Web page code records
============

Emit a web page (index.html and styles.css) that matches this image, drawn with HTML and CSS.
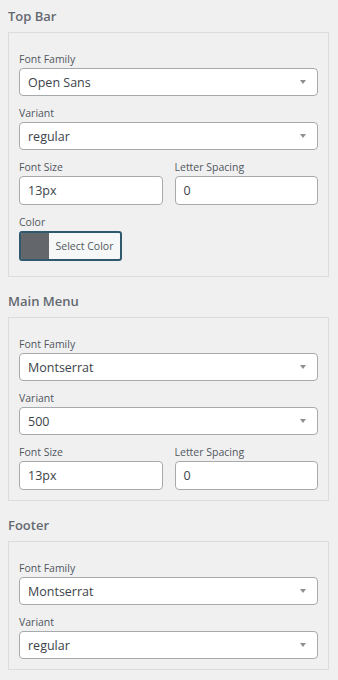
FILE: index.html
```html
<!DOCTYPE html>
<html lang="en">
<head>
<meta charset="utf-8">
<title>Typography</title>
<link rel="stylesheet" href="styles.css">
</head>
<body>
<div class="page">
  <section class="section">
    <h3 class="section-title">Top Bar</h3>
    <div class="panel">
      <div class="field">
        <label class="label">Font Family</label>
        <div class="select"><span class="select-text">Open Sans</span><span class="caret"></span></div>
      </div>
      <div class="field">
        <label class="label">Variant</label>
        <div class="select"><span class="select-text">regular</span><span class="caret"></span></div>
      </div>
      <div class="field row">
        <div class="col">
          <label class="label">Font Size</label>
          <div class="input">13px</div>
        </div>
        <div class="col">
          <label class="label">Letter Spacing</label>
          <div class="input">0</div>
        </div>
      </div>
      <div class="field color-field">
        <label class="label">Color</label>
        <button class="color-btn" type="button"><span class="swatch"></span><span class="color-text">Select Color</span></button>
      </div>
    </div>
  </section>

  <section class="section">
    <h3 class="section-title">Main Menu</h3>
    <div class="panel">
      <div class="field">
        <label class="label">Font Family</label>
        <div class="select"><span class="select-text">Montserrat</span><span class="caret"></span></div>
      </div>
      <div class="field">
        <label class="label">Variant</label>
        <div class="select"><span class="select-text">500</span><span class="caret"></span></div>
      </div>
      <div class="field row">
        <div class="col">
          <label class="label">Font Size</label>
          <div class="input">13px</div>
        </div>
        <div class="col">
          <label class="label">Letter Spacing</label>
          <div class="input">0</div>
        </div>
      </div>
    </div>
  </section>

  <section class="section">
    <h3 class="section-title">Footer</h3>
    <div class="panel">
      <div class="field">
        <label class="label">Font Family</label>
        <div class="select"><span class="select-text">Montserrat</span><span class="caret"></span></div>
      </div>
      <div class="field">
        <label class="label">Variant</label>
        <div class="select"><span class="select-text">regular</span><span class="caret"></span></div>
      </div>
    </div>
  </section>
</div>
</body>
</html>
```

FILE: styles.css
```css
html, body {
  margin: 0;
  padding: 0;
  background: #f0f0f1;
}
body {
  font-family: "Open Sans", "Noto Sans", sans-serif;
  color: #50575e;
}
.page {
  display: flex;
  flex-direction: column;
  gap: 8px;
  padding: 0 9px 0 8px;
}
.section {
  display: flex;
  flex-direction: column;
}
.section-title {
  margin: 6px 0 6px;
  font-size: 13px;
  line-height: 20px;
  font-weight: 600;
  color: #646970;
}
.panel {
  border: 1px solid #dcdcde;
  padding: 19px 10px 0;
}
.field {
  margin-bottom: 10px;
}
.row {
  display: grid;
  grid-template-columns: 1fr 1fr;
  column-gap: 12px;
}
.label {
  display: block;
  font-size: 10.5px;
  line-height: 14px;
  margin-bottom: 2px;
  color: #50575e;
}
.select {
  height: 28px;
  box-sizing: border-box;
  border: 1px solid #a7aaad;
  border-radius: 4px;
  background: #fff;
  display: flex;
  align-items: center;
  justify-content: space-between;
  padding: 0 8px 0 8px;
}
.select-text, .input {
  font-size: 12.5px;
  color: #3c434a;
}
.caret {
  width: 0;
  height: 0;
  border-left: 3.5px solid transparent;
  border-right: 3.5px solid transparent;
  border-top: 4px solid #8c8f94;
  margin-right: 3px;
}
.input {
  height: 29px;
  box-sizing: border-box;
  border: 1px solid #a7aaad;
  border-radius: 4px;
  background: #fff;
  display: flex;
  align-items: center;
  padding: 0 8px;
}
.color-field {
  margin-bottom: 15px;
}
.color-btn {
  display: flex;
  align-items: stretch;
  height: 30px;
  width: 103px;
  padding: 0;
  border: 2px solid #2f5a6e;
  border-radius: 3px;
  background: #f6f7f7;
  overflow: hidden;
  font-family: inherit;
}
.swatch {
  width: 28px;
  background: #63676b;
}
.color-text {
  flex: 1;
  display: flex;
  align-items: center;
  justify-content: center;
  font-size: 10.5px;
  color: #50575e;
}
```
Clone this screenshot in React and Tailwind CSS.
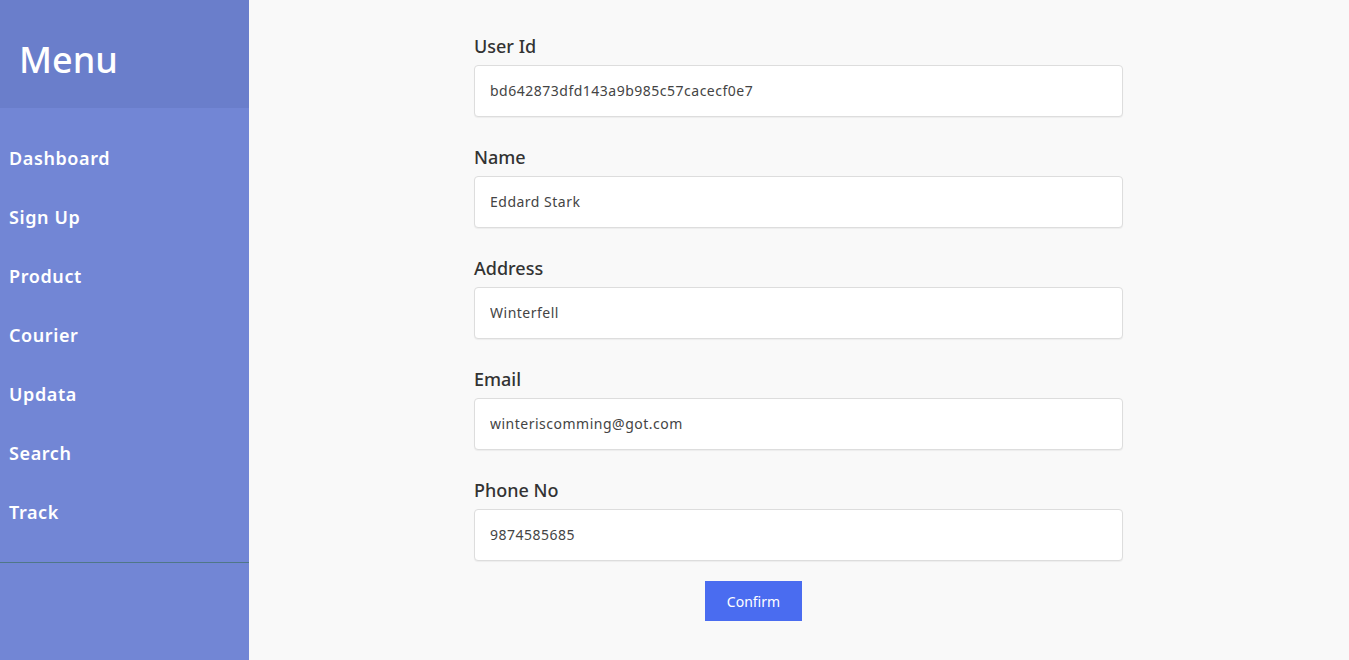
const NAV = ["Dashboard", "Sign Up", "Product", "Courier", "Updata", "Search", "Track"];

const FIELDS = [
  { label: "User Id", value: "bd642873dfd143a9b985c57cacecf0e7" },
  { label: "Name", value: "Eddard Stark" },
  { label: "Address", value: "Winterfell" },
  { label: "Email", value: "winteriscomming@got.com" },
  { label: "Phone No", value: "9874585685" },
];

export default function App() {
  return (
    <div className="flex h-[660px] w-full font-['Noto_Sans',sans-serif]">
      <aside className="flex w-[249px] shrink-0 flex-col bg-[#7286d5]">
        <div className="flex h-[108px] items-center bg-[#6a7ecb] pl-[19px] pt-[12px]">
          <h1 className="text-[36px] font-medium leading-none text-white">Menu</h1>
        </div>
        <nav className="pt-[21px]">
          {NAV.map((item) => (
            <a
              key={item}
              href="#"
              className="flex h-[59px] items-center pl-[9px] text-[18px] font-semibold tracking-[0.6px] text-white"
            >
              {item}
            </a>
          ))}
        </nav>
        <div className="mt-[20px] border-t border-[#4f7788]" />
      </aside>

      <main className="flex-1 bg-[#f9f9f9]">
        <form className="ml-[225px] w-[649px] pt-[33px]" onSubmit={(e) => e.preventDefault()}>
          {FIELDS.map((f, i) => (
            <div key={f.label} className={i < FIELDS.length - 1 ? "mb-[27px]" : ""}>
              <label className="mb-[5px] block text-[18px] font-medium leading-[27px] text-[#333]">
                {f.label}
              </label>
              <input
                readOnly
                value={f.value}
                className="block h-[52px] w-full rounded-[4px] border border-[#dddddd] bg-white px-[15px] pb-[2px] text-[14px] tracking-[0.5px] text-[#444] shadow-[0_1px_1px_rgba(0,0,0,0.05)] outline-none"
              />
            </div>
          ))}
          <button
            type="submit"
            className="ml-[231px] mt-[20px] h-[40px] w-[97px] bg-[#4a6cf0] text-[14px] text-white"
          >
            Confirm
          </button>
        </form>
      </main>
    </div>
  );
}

============

**REQUIREMENT**
Reproduce every record above exactly, omitting the pictures.

**FINAL RESULT**
Emit a web page (index.html and styles.css) that matches this image, drawn with HTML and CSS.
FILE: index.html
```html
<!DOCTYPE html>
<html lang="en">
<head>
<meta charset="utf-8">
<title>Typography</title>
<link rel="stylesheet" href="styles.css">
</head>
<body>
<div class="page">
  <section class="section">
    <h3 class="section-title">Top Bar</h3>
    <div class="panel">
      <div class="field">
        <label class="label">Font Family</label>
        <div class="select"><span class="select-text">Open Sans</span><span class="caret"></span></div>
      </div>
      <div class="field">
        <label class="label">Variant</label>
        <div class="select"><span class="select-text">regular</span><span class="caret"></span></div>
      </div>
      <div class="field row">
        <div class="col">
          <label class="label">Font Size</label>
          <div class="input">13px</div>
        </div>
        <div class="col">
          <label class="label">Letter Spacing</label>
          <div class="input">0</div>
        </div>
      </div>
      <div class="field color-field">
        <label class="label">Color</label>
        <button class="color-btn" type="button"><span class="swatch"></span><span class="color-text">Select Color</span></button>
      </div>
    </div>
  </section>

  <section class="section">
    <h3 class="section-title">Main Menu</h3>
    <div class="panel">
      <div class="field">
        <label class="label">Font Family</label>
        <div class="select"><span class="select-text">Montserrat</span><span class="caret"></span></div>
      </div>
      <div class="field">
        <label class="label">Variant</label>
        <div class="select"><span class="select-text">500</span><span class="caret"></span></div>
      </div>
      <div class="field row">
        <div class="col">
          <label class="label">Font Size</label>
          <div class="input">13px</div>
        </div>
        <div class="col">
          <label class="label">Letter Spacing</label>
          <div class="input">0</div>
        </div>
      </div>
    </div>
  </section>

  <section class="section">
    <h3 class="section-title">Footer</h3>
    <div class="panel">
      <div class="field">
        <label class="label">Font Family</label>
        <div class="select"><span class="select-text">Montserrat</span><span class="caret"></span></div>
      </div>
      <div class="field">
        <label class="label">Variant</label>
        <div class="select"><span class="select-text">regular</span><span class="caret"></span></div>
      </div>
    </div>
  </section>
</div>
</body>
</html>
```

FILE: styles.css
```css
html, body {
  margin: 0;
  padding: 0;
  background: #f0f0f1;
}
body {
  font-family: "Open Sans", "Noto Sans", sans-serif;
  color: #50575e;
}
.page {
  display: flex;
  flex-direction: column;
  gap: 8px;
  padding: 0 9px 0 8px;
}
.section {
  display: flex;
  flex-direction: column;
}
.section-title {
  margin: 6px 0 6px;
  font-size: 13px;
  line-height: 20px;
  font-weight: 600;
  color: #646970;
}
.panel {
  border: 1px solid #dcdcde;
  padding: 19px 10px 0;
}
.field {
  margin-bottom: 10px;
}
.row {
  display: grid;
  grid-template-columns: 1fr 1fr;
  column-gap: 12px;
}
.label {
  display: block;
  font-size: 10.5px;
  line-height: 14px;
  margin-bottom: 2px;
  color: #50575e;
}
.select {
  height: 28px;
  box-sizing: border-box;
  border: 1px solid #a7aaad;
  border-radius: 4px;
  background: #fff;
  display: flex;
  align-items: center;
  justify-content: space-between;
  padding: 0 8px 0 8px;
}
.select-text, .input {
  font-size: 12.5px;
  color: #3c434a;
}
.caret {
  width: 0;
  height: 0;
  border-left: 3.5px solid transparent;
  border-right: 3.5px solid transparent;
  border-top: 4px solid #8c8f94;
  margin-right: 3px;
}
.input {
  height: 29px;
  box-sizing: border-box;
  border: 1px solid #a7aaad;
  border-radius: 4px;
  background: #fff;
  display: flex;
  align-items: center;
  padding: 0 8px;
}
.color-field {
  margin-bottom: 15px;
}
.color-btn {
  display: flex;
  align-items: stretch;
  height: 30px;
  width: 103px;
  padding: 0;
  border: 2px solid #2f5a6e;
  border-radius: 3px;
  background: #f6f7f7;
  overflow: hidden;
  font-family: inherit;
}
.swatch {
  width: 28px;
  background: #63676b;
}
.color-text {
  flex: 1;
  display: flex;
  align-items: center;
  justify-content: center;
  font-size: 10.5px;
  color: #50575e;
}
```
Clone this screenshot in React and Tailwind CSS.
const NAV = ["Dashboard", "Sign Up", "Product", "Courier", "Updata", "Search", "Track"];

const FIELDS = [
  { label: "User Id", value: "bd642873dfd143a9b985c57cacecf0e7" },
  { label: "Name", value: "Eddard Stark" },
  { label: "Address", value: "Winterfell" },
  { label: "Email", value: "winteriscomming@got.com" },
  { label: "Phone No", value: "9874585685" },
];

export default function App() {
  return (
    <div className="flex h-[660px] w-full font-['Noto_Sans',sans-serif]">
      <aside className="flex w-[249px] shrink-0 flex-col bg-[#7286d5]">
        <div className="flex h-[108px] items-center bg-[#6a7ecb] pl-[19px] pt-[12px]">
          <h1 className="text-[36px] font-medium leading-none text-white">Menu</h1>
        </div>
        <nav className="pt-[21px]">
          {NAV.map((item) => (
            <a
              key={item}
              href="#"
              className="flex h-[59px] items-center pl-[9px] text-[18px] font-semibold tracking-[0.6px] text-white"
            >
              {item}
            </a>
          ))}
        </nav>
        <div className="mt-[20px] border-t border-[#4f7788]" />
      </aside>

      <main className="flex-1 bg-[#f9f9f9]">
        <form className="ml-[225px] w-[649px] pt-[33px]" onSubmit={(e) => e.preventDefault()}>
          {FIELDS.map((f, i) => (
            <div key={f.label} className={i < FIELDS.length - 1 ? "mb-[27px]" : ""}>
              <label className="mb-[5px] block text-[18px] font-medium leading-[27px] text-[#333]">
                {f.label}
              </label>
              <input
                readOnly
                value={f.value}
                className="block h-[52px] w-full rounded-[4px] border border-[#dddddd] bg-white px-[15px] pb-[2px] text-[14px] tracking-[0.5px] text-[#444] shadow-[0_1px_1px_rgba(0,0,0,0.05)] outline-none"
              />
            </div>
          ))}
          <button
            type="submit"
            className="ml-[231px] mt-[20px] h-[40px] w-[97px] bg-[#4a6cf0] text-[14px] text-white"
          >
            Confirm
          </button>
        </form>
      </main>
    </div>
  );
}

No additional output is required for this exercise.